3. “Penser à long terme”
“Une compagnie qui est obsédée par ses clients et qui invente pour eux doit penser à long terme. La plupart des initiatives que nous avons prises ont mis 5 à 7 ans pour produire le moindre dividende. Elles rapportent souvent des dividendes immédiatement pour les clients, mais pas pour les actionnaires. Penser à long terme nous autorise aussi à ne pas être compris tout de suite. Beaucoup des inventions disruptives que nous avons sorties ont été incomprises au début.” (lire ici un exemple)
Jeff Bezos ne plaide pas pour l’obstination : “Si nous pensons que nous avons raison, nous continuons, si nous pensons que nous avons tort, nous changeons. Mais nous ne cédons pas à ce type de pression qui forcent à agir à court terme”.
Ce point souligne une caractéristique forte du géant de Seattle. Amazon n’a presque jamais fait de profit en 20 ans : les gains générés sont ré-investis quasi-intégralement dans l’entreprise. Des sommes colossales ont été dépensées dans le développement du Kindle ou d’AWS.
Bezos considérait que la stratégie d’Apple – vendre des produits chers à marge élevée – créait un appel d’air pour la concurrence, qui s’empressait de se lancer sur le même marché pour en tirer profit. Il préférait une stratégie de faible marge, voire de dumping, afin d’écoeurer la concurrence.
Cette stratégie lui a permis de conquérir des positions dominantes dans de nombreux domaines.
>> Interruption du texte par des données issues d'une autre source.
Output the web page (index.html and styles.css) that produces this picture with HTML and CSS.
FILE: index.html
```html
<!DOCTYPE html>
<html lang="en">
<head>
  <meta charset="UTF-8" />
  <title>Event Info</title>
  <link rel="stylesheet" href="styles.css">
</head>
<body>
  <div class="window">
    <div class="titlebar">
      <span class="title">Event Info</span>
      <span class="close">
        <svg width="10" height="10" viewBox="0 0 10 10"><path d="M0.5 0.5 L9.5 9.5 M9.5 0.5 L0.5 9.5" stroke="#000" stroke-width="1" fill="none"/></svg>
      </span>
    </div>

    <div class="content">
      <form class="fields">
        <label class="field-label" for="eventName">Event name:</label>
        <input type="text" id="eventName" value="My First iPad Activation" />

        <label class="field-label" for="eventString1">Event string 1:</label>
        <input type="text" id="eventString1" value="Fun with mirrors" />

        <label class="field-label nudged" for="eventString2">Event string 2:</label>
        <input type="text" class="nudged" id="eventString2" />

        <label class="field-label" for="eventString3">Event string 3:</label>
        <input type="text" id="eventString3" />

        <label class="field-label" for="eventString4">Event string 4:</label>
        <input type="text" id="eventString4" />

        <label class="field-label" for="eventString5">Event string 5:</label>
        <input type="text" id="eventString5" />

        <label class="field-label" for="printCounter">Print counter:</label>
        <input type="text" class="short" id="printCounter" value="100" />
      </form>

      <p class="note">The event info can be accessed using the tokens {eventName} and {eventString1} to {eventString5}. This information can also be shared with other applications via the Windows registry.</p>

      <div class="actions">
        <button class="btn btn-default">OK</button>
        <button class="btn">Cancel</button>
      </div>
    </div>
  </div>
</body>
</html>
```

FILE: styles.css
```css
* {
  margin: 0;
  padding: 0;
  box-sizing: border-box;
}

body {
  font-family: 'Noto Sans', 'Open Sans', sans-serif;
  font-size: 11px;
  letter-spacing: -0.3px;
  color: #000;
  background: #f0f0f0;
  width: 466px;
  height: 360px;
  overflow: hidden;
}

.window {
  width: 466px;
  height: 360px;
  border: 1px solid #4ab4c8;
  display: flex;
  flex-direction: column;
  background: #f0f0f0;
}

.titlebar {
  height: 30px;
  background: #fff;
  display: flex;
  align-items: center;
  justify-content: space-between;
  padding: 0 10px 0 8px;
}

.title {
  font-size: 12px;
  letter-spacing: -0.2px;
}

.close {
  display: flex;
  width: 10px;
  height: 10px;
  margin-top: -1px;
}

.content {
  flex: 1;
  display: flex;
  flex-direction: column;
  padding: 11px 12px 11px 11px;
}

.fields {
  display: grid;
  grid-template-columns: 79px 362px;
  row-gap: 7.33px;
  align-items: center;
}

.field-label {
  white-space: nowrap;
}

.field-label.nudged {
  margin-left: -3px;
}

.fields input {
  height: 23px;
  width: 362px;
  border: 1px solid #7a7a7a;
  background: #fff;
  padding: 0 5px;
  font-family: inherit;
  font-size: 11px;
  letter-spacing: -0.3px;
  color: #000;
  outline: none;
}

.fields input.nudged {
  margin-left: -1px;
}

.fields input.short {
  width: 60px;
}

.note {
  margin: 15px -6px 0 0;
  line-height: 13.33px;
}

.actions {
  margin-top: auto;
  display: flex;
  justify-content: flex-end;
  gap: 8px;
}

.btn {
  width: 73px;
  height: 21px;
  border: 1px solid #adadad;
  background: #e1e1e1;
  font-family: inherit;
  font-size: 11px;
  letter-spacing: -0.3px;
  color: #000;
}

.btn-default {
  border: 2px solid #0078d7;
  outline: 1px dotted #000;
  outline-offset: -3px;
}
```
Elle a porté l’action d’Amazon dans les sommets.
[mise à jour : en juillet 2020, la capitalisation boursière d’Amazon est de 1 500 milliards de dollars, X 10 par rapport à ce graphique]
Le CEO justifie ensuite l’achat de Zappos en s’appuyant sur ses 3 valeurs : “Zappos a une obsession pour les clients que j’admire. Zappos a une culture totalement unique que je n’ai jamais vue ailleurs, et cette culture associée à cette marque est un capital à elle seule : la marque Zappos, les clients de Zappos, les employés de Zappos. Je veux voir ces choses continuer”.
Tony Hsieh, le patron emblématique de Zappos, appuiera la vente en diffusant un email très personnel à tous ses salariés : à lire ici
5 ans après, Jeff Bezos a tenu parole et Zappos continue d’étonner le monde avec sa culture d’entreprise unique.
“Nous avons beaucoup de croissance devant nous avec Zappos, ce n’est que le commencement”.
Ce qui amène Bezos au 4ème et dernier point de sa short list.
4. “C’est toujours le premier jour”
“Il y aura toujours plus d’invention dans le futur, toujours plus d’invention pour les clients, toujours de nouvelles raisons d’être obsédé par les clients”.
Penser à long terme ne signifie pas pour Bezos développer des produits toujours plus innovants en espérant qu’ils soient adoptés. Au contraire.
Le livre Googled de Ken Auletta rapporte ses propos sur ce sujet : “La question la plus courante que l’on me pose est : qu’est-ce qui va changer dans les 5 prochaines années ? C’est la mauvaise question. La bonne question est : qu’est-ce qui ne va pas changer dans les 5 ou 10 prochaines années ? Toute l’énergie que vous investissez dans ces choses aujourd’hui rapporteront toujours des dividendes dans 10 ans. Tandis que si vous basez votre stratégie sur des choses plus transitoires – qui sont vos concurrents ? quelles sont les technologies disponibles ? etc. – ces choses vont changer si rapidement que vous devrez vous aussi changer votre stratégie très rapidement.”
On voit mal ce qui empêchera Bezos de réaliser son idée de départ : créer le « Everything Store », le magasin qui vend tout. Mais cette dernière maxime nous rappelle que Bezos ne s’arrêtera pas à son premier objectif.
Comme pour Larry Page et Serguei Brin les fondateurs de Google , celui dont l’un des passe-temps est de développer des vols spatiaux privés vise autre chose.
Toujours au premier jour, toujours plus haut.